City files motion to stay in alluvial lawsuit

City files motion to stay in alluvial lawsuit


Enquirer~Democrat managing editor

Earlier this month, Judge April Troemper ruled against the city of Carlinville in a lawsuit filed related to the creation of the Illinois Alluvial Regional Water Company.

Since that time, the city’s legal counsel has filed a motion to stay pending appeal.

This action took place July 16 and is awaiting a decision from Troemper.

The city, represented by John Gabala of Giffin, Winning, Cohen & Bodewes, P.C., along with attorney Dan O’Brien, filed a four-page request which lays out eight points.

The eighth point states “a stay is appropriate in this case because it will (a) reduce the uncertainty of (the) defendant’s ability to participate in alluvial, (b) allow alluvial to continue as a valid Illinois corporation, and (c) avoid and prevent unnecessary and unfortunate (i) disruption to the financial positive of (the) defendant, (ii) interference with defendant’s contractual obligations, (iii) risk to the safety of the public water supply and (iv) disruption to (the) defendant’s two-thousand, nine-hundreed and twenty-six customers while the appeal is pending.”

The plaintiff in the lawsuit, miscellaneous remedies filing no. 92 from 2019, is Camile Brotze and Wayne Brotze, with Jacob Smallhorn serving as the attorney.

In its official response to defendant’s motion for stay pending approval, filed July 20, Smallhorn presents 45 points over seven pages, which are organized into six arguments.

Smallhorn argues the defendant’s motion for stay “does not  have any exhibits attached to it, nor does the motion for stay provide any additional information to flesh out the reasons why a stay is necessary under the circumstances.”

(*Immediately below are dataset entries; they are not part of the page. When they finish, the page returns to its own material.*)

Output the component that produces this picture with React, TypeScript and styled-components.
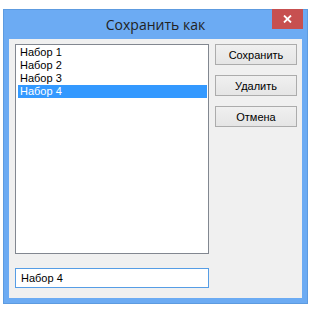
import styled, { createGlobalStyle } from 'styled-components';

const GlobalStyle = createGlobalStyle`
  html, body {
    margin: 0;
    padding: 0;
    background: #ffffff;
  }
  body {
    font-family: "Liberation Sans", Arial, sans-serif;
  }
`;

const Page = styled.div`
  padding: 9px 0 0 3px;
`;

const Window = styled.div`
  width: 305px;
  height: 295px;
  background: #6cabf3;
  box-sizing: border-box;
  display: flex;
  flex-direction: column;
  box-shadow: inset 0 0 0 1px #5d9be0;
`;

const TitleBar = styled.div`
  position: relative;
  height: 30px;
  display: flex;
  align-items: center;
  justify-content: center;
`;

const Title = styled.span`
  font-family: "Open Sans", "Noto Sans", sans-serif;
  font-size: 14px;
  color: #222;
  margin-top: 1px;
`;

const CloseButton = styled.div`
  position: absolute;
  top: 0;
  right: 5px;
  width: 31px;
  height: 20px;
  background: #c75050;
  display: flex;
  align-items: center;
  justify-content: center;
`;

const Client = styled.div`
  flex: 1;
  margin: 0 6px 6px 6px;
  background: #f0f0f0;
  padding: 5px 6px 0 6px;
  display: grid;
  grid-template-columns: 194px 82px;
  column-gap: 6px;
  align-content: start;
`;

const ListBox = styled.div`
  height: 210px;
  box-sizing: border-box;
  border: 1px solid #828790;
  background: #fff;
  padding: 1px 1px 0 2px;
`;

const Item = styled.div<{ selected?: boolean }>`
  height: 13px;
  line-height: 13px;
  font-size: 11px;
  padding-left: 2px;
  color: ${(p) => (p.selected ? '#fff' : '#000')};
  background: ${(p) => (p.selected ? '#3399ff' : 'transparent')};
`;

const ButtonColumn = styled.div`
  display: flex;
  flex-direction: column;
  gap: 10px;
`;

const Button = styled.div`
  height: 21px;
  box-sizing: border-box;
  border: 1px solid #acacac;
  background: linear-gradient(#f0f0f0, #e5e5e5);
  font-size: 11px;
  color: #000;
  display: flex;
  align-items: center;
  justify-content: center;
`;

const NameField = styled.div`
  margin-top: 14px;
  height: 20px;
  box-sizing: border-box;
  border: 1px solid #569de5;
  background: #fff;
  font-size: 11px;
  padding-left: 5px;
  display: flex;
  align-items: center;
`;

const items = ['Набор 1', 'Набор 2', 'Набор 3', 'Набор 4'];

export default function App() {
  return (
    <Page>
      <GlobalStyle />
      <Window>
        <TitleBar>
          <Title>Сохранить как</Title>
          <CloseButton>
            <svg width="9" height="8" viewBox="0 0 9 8">
              <path d="M1 0.5 L8 7.5 M8 0.5 L1 7.5" stroke="#fff" strokeWidth="1.8" />
            </svg>
          </CloseButton>
        </TitleBar>
        <Client>
          <ListBox>
            {items.map((it, i) => (
              <Item key={it} selected={i === 3}>{it}</Item>
            ))}
          </ListBox>
          <ButtonColumn>
            <Button>Сохранить</Button>
            <Button>Удалить</Button>
            <Button>Отмена</Button>
          </ButtonColumn>
          <NameField>Набор 4</NameField>
        </Client>
      </Window>
    </Page>
  );
}
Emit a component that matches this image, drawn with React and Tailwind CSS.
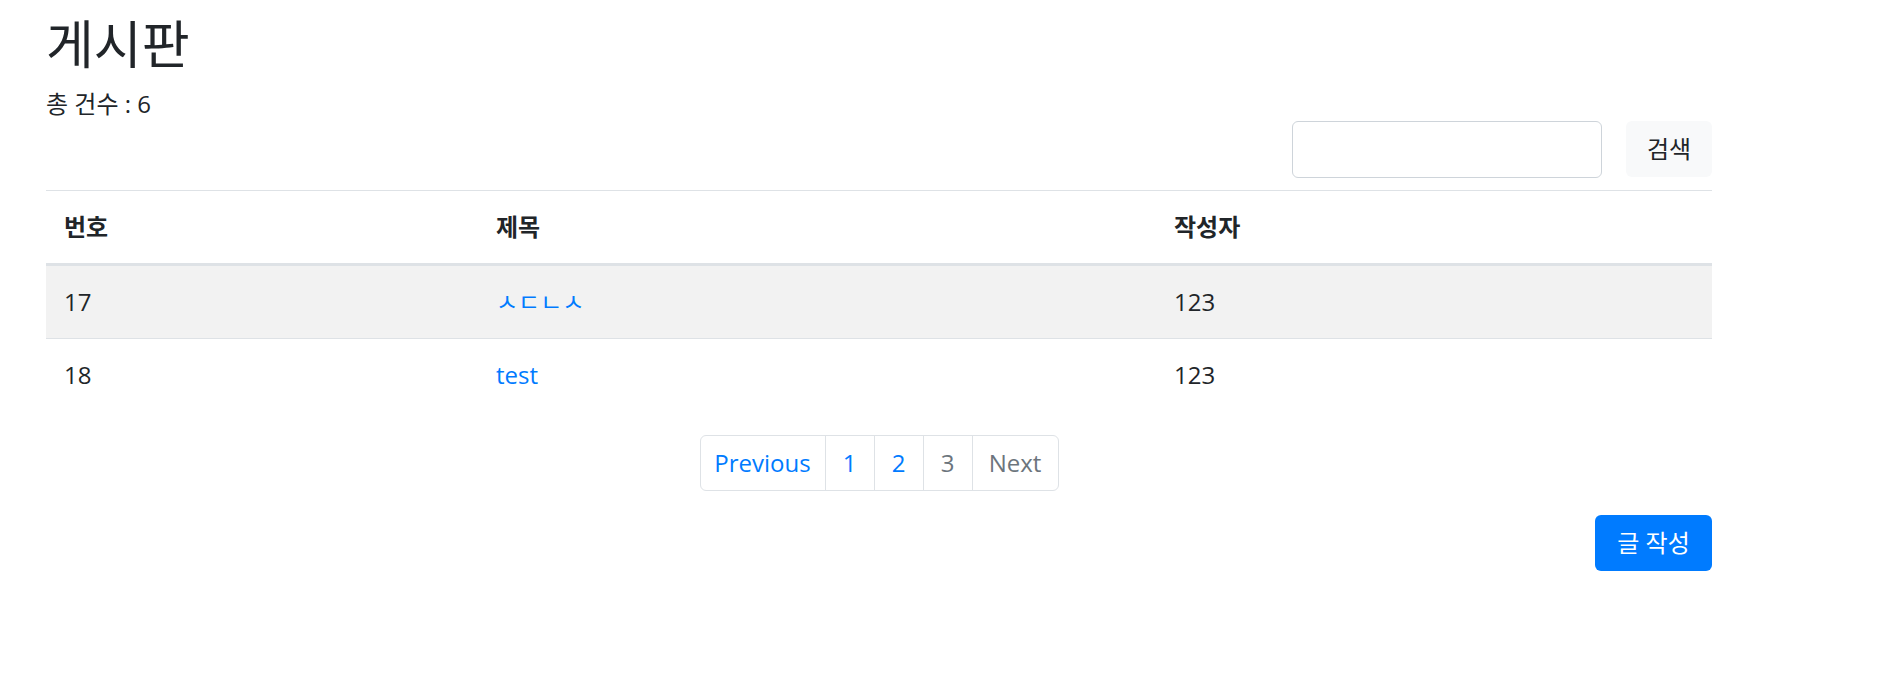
export default function App() {
  const rows = [
    { no: "17", title: "ㅅㄷㄴㅅ", writer: "123", striped: true },
    { no: "18", title: "test", writer: "123", striped: false },
  ];
  return (
    <div className="min-h-screen bg-white text-[#212529] font-['Open_Sans','Noto_Sans_CJK_KR',sans-serif]">
      <div className="ml-[46px] w-[1666px] pt-[15px]">
        <h2 className="text-[52px] leading-[58px] font-normal">게시판</h2>
        <div className="mt-[13px] flex items-start justify-between">
          <p className="text-[24px] leading-[36px]">총 건수 : 6</p>
          <div className="mt-[35px] flex gap-[24px]">
            <input
              type="text"
              className="w-[310px] h-[57px] border border-[#ced4da] rounded-[6px] px-[18px] text-[24px] outline-none"
            />
            <button className="w-[86px] h-[56px] bg-[#f8f9fa] rounded-[6px] text-[24px] leading-[36px] text-[#212529]">
              검색
            </button>
          </div>
        </div>

        <div className="mt-[12px] border-t border-[#dee2e6]">
          <div className="grid grid-cols-[432px_678px_556px] border-b-[3px] border-[#dee2e6] text-[24px] leading-[36px] font-bold">
            <div className="px-[18px] py-[18px]">번호</div>
            <div className="px-[18px] py-[18px]">제목</div>
            <div className="px-[18px] py-[18px]">작성자</div>
          </div>
          {rows.map((r, i) => (
            <div
              key={r.no}
              className={
                "grid grid-cols-[432px_678px_556px] text-[24px] leading-[36px] " +
                (r.striped ? "bg-[#f2f2f2] " : "bg-white ") +
                (i < rows.length - 1 ? "border-b border-[#dee2e6]" : "")
              }
            >
              <div className="px-[18px] py-[18px]">{r.no}</div>
              <div className="px-[18px] py-[18px]">
                <a href="#" className="text-[#007bff]">{r.title}</a>
              </div>
              <div className="px-[18px] py-[18px]">{r.writer}</div>
            </div>
          ))}
        </div>

        <div className="mt-[24px] flex justify-center">
          <div className="flex h-[56px] text-[24px] leading-[30px]">
            <a href="#" className="flex w-[126px] items-center justify-center border border-[#dee2e6] rounded-l-[6px] text-[#007bff]">Previous</a>
            <a href="#" className="-ml-px flex w-[50px] items-center justify-center border border-[#dee2e6] text-[#007bff]">1</a>
            <a href="#" className="-ml-px flex w-[50px] items-center justify-center border border-[#dee2e6] text-[#007bff]">2</a>
            <span className="-ml-px flex w-[50px] items-center justify-center border border-[#dee2e6] text-[#6c757d]">3</span>
            <span className="-ml-px flex w-[87px] items-center justify-center border border-[#dee2e6] rounded-r-[6px] text-[#6c757d]">Next</span>
          </div>
        </div>

        <div className="mt-[24px] flex justify-end">
          <button className="w-[117px] h-[56px] rounded-[6px] bg-[#007bff] text-white text-[24px] leading-[36px]">
            글 작성
          </button>
        </div>
      </div>
    </div>
  );
}
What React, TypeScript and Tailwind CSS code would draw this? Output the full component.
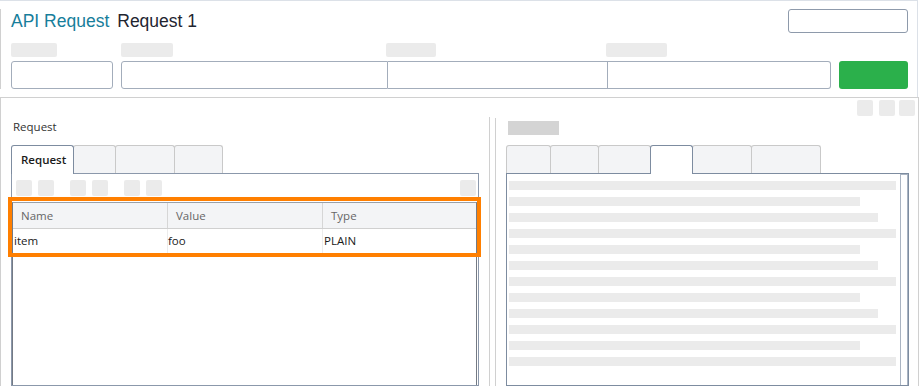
import React from "react";

// ── Small building blocks ─────────────────────────────────────────────────────

function Ph({ className = "" }: { className?: string }) {
  // grey placeholder block (icons / labels that are blanked in the UI)
  return <div className={`rounded-[2px] bg-[#ebebeb] ${className}`} />;
}

type TabSpec = { w: string; label?: string; active?: boolean };

function Tabs({ tabs }: { tabs: TabSpec[] }) {
  return (
    <div className="flex h-[28px] items-end">
      {tabs.map((t, i) => (
        <div
          key={i}
          className={
            t.active
              ? `relative z-10 -mb-px flex h-[29px] items-center rounded-t-[3px] border-x border-t border-[#7d8ca0] bg-white px-[9px] ${t.w} ${i > 0 ? "-ml-px" : ""}`
              : `flex h-[28px] rounded-t-[3px] border-x border-t border-[#c9c9c9] bg-[#f3f4f6] ${t.w} ${i > 0 ? "-ml-px" : ""}`
          }
        >
          {t.label && (
            <span className="text-[11.5px] font-semibold text-[#1a1a1a]">{t.label}</span>
          )}
        </div>
      ))}
    </div>
  );
}

// skeleton line widths for the response panel
const LINES = [
  "w-[387px]",
  "w-[351px]",
  "w-[369px]",
  "w-[387px]",
  "w-[351px]",
  "w-[369px]",
  "w-[387px]",
  "w-[351px]",
  "w-[369px]",
  "w-[387px]",
  "w-[351px]",
  "w-[387px]",
];

// ── Page ──────────────────────────────────────────────────────────────────────

export default function App() {
  return (
    <div className="relative flex h-[386px] w-[919px] flex-col overflow-hidden bg-white font-['Open_Sans',sans-serif] text-[#222]">
      {/* Header */}
      <div className="h-[97px] w-[918px] shrink-0 border-r border-t border-[#dce1e8]">
        <div className="mt-[8px] h-[80px] border-l border-[#d0d0d0] pl-[10px] pr-[9px]">
          <div className="flex h-[24px] items-center justify-between">
            <div className="flex font-['Liberation_Sans',Arial,sans-serif] text-[17.5px] leading-[20px]">
              <span className="text-[#177e9b]">API Request</span>
              <span className="ml-[8px] text-[#1f2530]">Request 1</span>
            </div>
            <div className="h-[24px] w-[120px] rounded-[3px] border border-[#8e9aab]" />
          </div>

          <div className="mt-[10px] flex">
            <div className="flex w-[102px] flex-col">
              <Ph className="h-[14px] w-[46px]" />
              <div className="mt-[4px] h-[28px] rounded-[3px] border border-[#a3adbb]" />
            </div>
            <div className="ml-[8px] flex w-[267px] flex-col">
              <Ph className="h-[14px] w-[52px]" />
              <div className="mt-[4px] h-[28px] rounded-l-[3px] border border-[#a3adbb]" />
            </div>
            <div className="flex w-[220px] flex-col">
              <Ph className="-ml-[2px] h-[14px] w-[50px]" />
              <div className="mt-[4px] h-[28px] border-y border-r border-[#a3adbb]" />
            </div>
            <div className="flex w-[223px] flex-col">
              <Ph className="-ml-[2px] h-[14px] w-[61px]" />
              <div className="mt-[4px] h-[28px] rounded-r-[3px] border-y border-r border-[#a3adbb]" />
            </div>
            <div className="ml-[8px] flex w-[69px] flex-col justify-end">
              <div className="h-[28px] rounded-[3px] bg-[#2bb04b]" />
            </div>
          </div>
        </div>
      </div>

      {/* Body */}
      <div className="flex min-h-0 flex-1 border-x border-t border-[#d0d0d0]">
        {/* Request side */}
        <div className="flex w-[488px] flex-col pl-[10px] pr-[10px] pt-[21px]">
          <div className="pl-[2px] text-[11.5px] leading-[16px] text-[#333]">Request</div>
          <div className="mt-[10px]">
            <Tabs
              tabs={[
                { w: "w-[63px]", label: "Request", active: true },
                { w: "w-[43px]" },
                { w: "w-[60px]" },
                { w: "w-[49px]" },
              ]}
            />
          </div>
          <div className="flex flex-1 flex-col border border-[#8b98ab]">
            <div className="flex h-[22px] items-end pl-[4px] pr-[2px]">
              <Ph className="h-[16px] w-[16px]" />
              <Ph className="ml-[6px] h-[16px] w-[16px]" />
              <Ph className="ml-[16px] h-[16px] w-[16px]" />
              <Ph className="ml-[6px] h-[16px] w-[16px]" />
              <Ph className="ml-[16px] h-[16px] w-[16px]" />
              <Ph className="ml-[6px] h-[16px] w-[16px]" />
              <Ph className="ml-auto h-[16px] w-[16px]" />
            </div>
            <div className="mr-px mt-[6px] flex-1 border-x border-t border-x-[#747a84] border-t-[#9aa0a8] text-[11.5px]">
              <div className="grid h-[26px] grid-cols-[155px_155px_1fr] border-b border-[#d0d0d0] bg-[#f3f4f6] text-[#666]">
                <div className="flex items-center border-r border-[#d6d6d6] pl-[8px]">Name</div>
                <div className="flex items-center border-r border-[#d6d6d6] pl-[8px]">Value</div>
                <div className="flex items-center pl-[8px]">Type</div>
              </div>
              <div className="grid h-[25px] grid-cols-[155px_155px_1fr] border-b border-[#e8e8e8] text-[#1a1a1a]">
                <div className="flex items-center border-r border-[#ececec] pl-[1px]">item</div>
                <div className="flex items-center border-r border-[#ececec]">foo</div>
                <div className="flex items-center pl-[1px]">PLAIN</div>
              </div>
            </div>
          </div>
        </div>

        {/* splitter */}
        <div className="mt-[19px] w-px bg-[#d0d0d0]" />
        <div className="ml-[5px] mt-[20px] w-px bg-[#d0d0d0]" />

        {/* Response side */}
        <div className="flex flex-1 flex-col pl-[10px] pr-[3px] pt-[2px]">
          <div className="flex justify-end gap-[6px]">
            <Ph className="h-[16px] w-[16px]" />
            <Ph className="h-[16px] w-[16px]" />
            <Ph className="-ml-[2px] h-[16px] w-[16px]" />
          </div>
          <div className="mt-[5px] ml-[2px] h-[14px] w-[51px] bg-[#d4d4d4]" />
          <div className="mt-[10px]">
            <Tabs
              tabs={[
                { w: "w-[45px]" },
                { w: "w-[49px]" },
                { w: "w-[53px]" },
                { w: "w-[43px]", active: true },
                { w: "w-[60px]" },
                { w: "w-[70px]" },
              ]}
            />
          </div>
          <div className="mr-[6px] flex flex-1 border border-[#7d8ca0]">
            <div className="flex flex-1 flex-col gap-[7px] pl-[2px] pt-[7px]">
              {LINES.map((w, i) => (
                <div key={i} className={`h-[9px] shrink-0 bg-[#ebebeb] ${w}`} />
              ))}
            </div>
            <div className="w-[8px] border-x border-t border-[#aab4c2]" />
          </div>
        </div>
      </div>

      {/* highlighted row outline */}
      <div className="pointer-events-none absolute left-[8px] top-[197px] h-[60px] w-[473px] border-[4px] border-[#ff7f00]" />
    </div>
  );
}
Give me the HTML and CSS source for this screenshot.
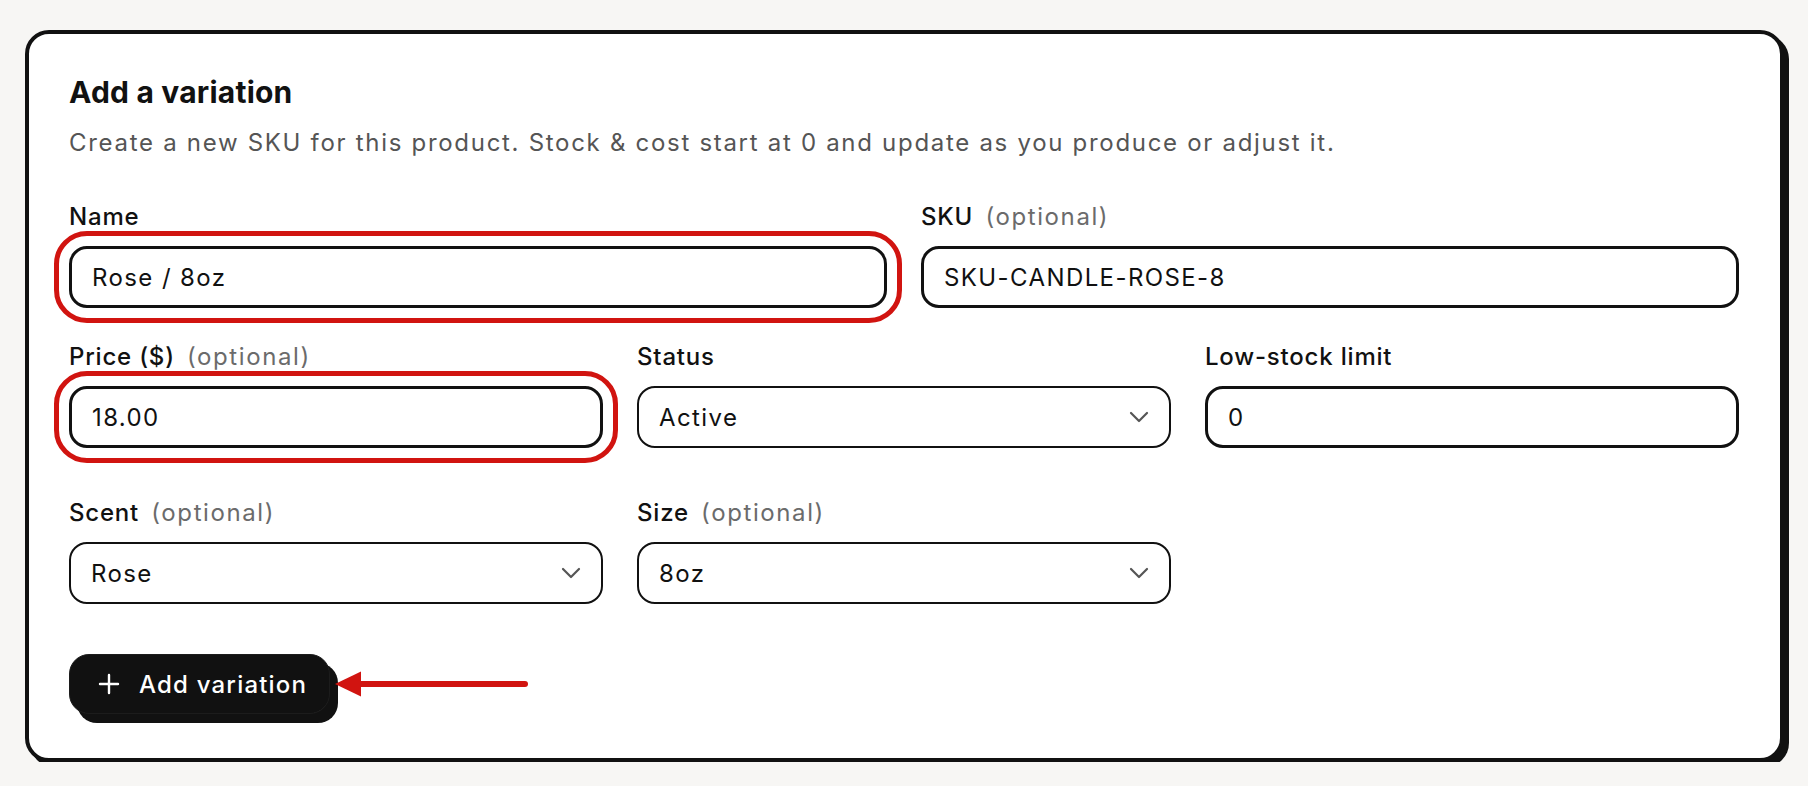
FILE: index.html
```html
<!DOCTYPE html>
<html lang="en">
<head>
    <meta charset="UTF-8">
    <title>Add a variation</title>
    <link rel="stylesheet" href="styles.css">
</head>
<body>
    <div class="card">
        <h2 class="title">Add a variation</h2>
        <p class="subtitle">Create a new SKU for this product. Stock &amp; cost start at 0 and update as you produce or adjust it.</p>

        <div class="row row-2">
            <div class="field">
                <label>Name</label>
                <input type="text" class="text-input marked" value="Rose / 8oz">
            </div>
            <div class="field">
                <label>SKU <span class="optional">(optional)</span></label>
                <input type="text" class="text-input" value="SKU-CANDLE-ROSE-8">
            </div>
        </div>

        <div class="row row-3">
            <div class="field">
                <label>Price ($) <span class="optional">(optional)</span></label>
                <input type="text" class="text-input marked" value="18.00">
            </div>
            <div class="field">
                <label>Status</label>
                <div class="select-wrap">
                    <select class="select-input">
                        <option>Active</option>
                        <option>Draft</option>
                        <option>Archived</option>
                    </select>
                    <svg class="chevron" width="20" height="12" viewBox="0 0 20 12"><path d="M2 2l8 8 8-8" fill="none" stroke="#555" stroke-width="2.2" stroke-linecap="round" stroke-linejoin="round"/></svg>
                </div>
            </div>
            <div class="field">
                <label>Low-stock limit</label>
                <input type="text" class="text-input" value="0">
            </div>
        </div>

        <div class="row row-3 attrs">
            <div class="field">
                <label>Scent <span class="optional">(optional)</span></label>
                <div class="select-wrap">
                    <select class="select-input">
                        <option>Rose</option>
                        <option>Lavender</option>
                        <option>Vanilla</option>
                    </select>
                    <svg class="chevron" width="20" height="12" viewBox="0 0 20 12"><path d="M2 2l8 8 8-8" fill="none" stroke="#555" stroke-width="2.2" stroke-linecap="round" stroke-linejoin="round"/></svg>
                </div>
            </div>
            <div class="field">
                <label>Size <span class="optional">(optional)</span></label>
                <div class="select-wrap">
                    <select class="select-input">
                        <option>8oz</option>
                        <option>12oz</option>
                        <option>16oz</option>
                    </select>
                    <svg class="chevron" width="20" height="12" viewBox="0 0 20 12"><path d="M2 2l8 8 8-8" fill="none" stroke="#555" stroke-width="2.2" stroke-linecap="round" stroke-linejoin="round"/></svg>
                </div>
            </div>
        </div>

        <div class="actions">
            <button class="btn-add">
                <svg width="22" height="22" viewBox="0 0 22 22"><path d="M11 2v18M2 11h18" stroke="#fff" stroke-width="2.4" stroke-linecap="round"/></svg>
                Add variation
            </button>
            <svg class="pointer" width="200" height="30" viewBox="0 0 200 30"><path d="M28 15H194" stroke="#d11410" stroke-width="6" stroke-linecap="round"/><path d="M4 15L30 2.5V27.5Z" fill="#d11410"/></svg>
        </div>
    </div>
</body>
</html>
```

FILE: styles.css
```css
body {
    margin: 0;
    padding: 30px 24px 0 25px;
    background-color: #f7f6f4;
    font-family: Inter, "Noto Sans", sans-serif;
    color: #111;
}
.card {
    background-color: #fff;
    border: 4px solid #111;
    border-radius: 24px;
    box-shadow: 5px 5px 0 #111;
    padding: 40px 41px 44px 40px;
}
.title {
    margin: 0;
    font-size: 30px;
    line-height: 36px;
    font-weight: 700;
    letter-spacing: 0.2px;
}
.subtitle {
    margin: 17px 0 42px;
    font-size: 24px;
    line-height: 32px;
    color: #555;
    letter-spacing: 1.7px;
}
.row {
    display: grid;
    gap: 34px;
    margin-bottom: 33px;
}
.row-2 {
    grid-template-columns: 1fr 1fr;
}
.row-3 {
    grid-template-columns: 1fr 1fr 1fr;
}
.attrs {
    margin-top: 49px;
    margin-bottom: 0;
}
.field label {
    display: block;
    font-size: 24px;
    line-height: 32px;
    font-weight: 500;
    letter-spacing: 0.8px;
    margin-bottom: 13px;
}
.optional {
    font-weight: 400;
    color: #6b6b6b;
    letter-spacing: 1.6px;
    margin-left: 5px;
}
.text-input, .select-input {
    display: block;
    width: 100%;
    height: 62px;
    box-sizing: border-box;
    padding: 0 20px;
    font-family: inherit;
    font-size: 24px;
    letter-spacing: 1.4px;
    color: #111;
    background-color: #fff;
    border-radius: 18px;
}
.text-input {
    border: 3px solid #111;
}
.select-input {
    border: 2px solid #111;
    appearance: none;
    -webkit-appearance: none;
}
.marked {
    outline: 5px solid #d11410;
    outline-offset: 10px;
}
.select-wrap {
    position: relative;
}
.chevron {
    position: absolute;
    right: 22px;
    top: 25px;
    pointer-events: none;
}
.actions {
    display: flex;
    align-items: center;
    margin-top: 50px;
}
.btn-add {
    display: flex;
    align-items: center;
    gap: 19px;
    height: 60px;
    padding: 0 22px 0 28px;
    background-color: #111;
    color: #fff;
    border: 1px solid #1c1c1c;
    border-radius: 20px;
    box-shadow: 8px 9px 0 #111;
    font-family: inherit;
    font-size: 24px;
    font-weight: 500;
    letter-spacing: 1.2px;
    cursor: pointer;
}
.pointer {
    display: block;
    margin-left: 1px;
}
```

In addition, the plaintiff’s attorney claims that “nowhere in its motion for stay has the defendant made any allegation that it has a likelihood of success on appeal.”

Later, Smallhorn argues that the stay “provides the court with absolutely no information helpful to the court in determining whether or not a hardship will result to third parties inf a stay is not granted.”

The point is made that alluvial’s continued operation is not a concern of the court and the “defendant provides no explanation regarding how the court’s order would affect alluvial’s ability to continue its operations.”

If a stay is granted, Smallhorn argued, “it would be a benefit to alluvial in its continued expenditure of money from defendant’s grants, and at the expense of the public who should not be subjected to the continued expense of taxpayer funds on a void corporation.”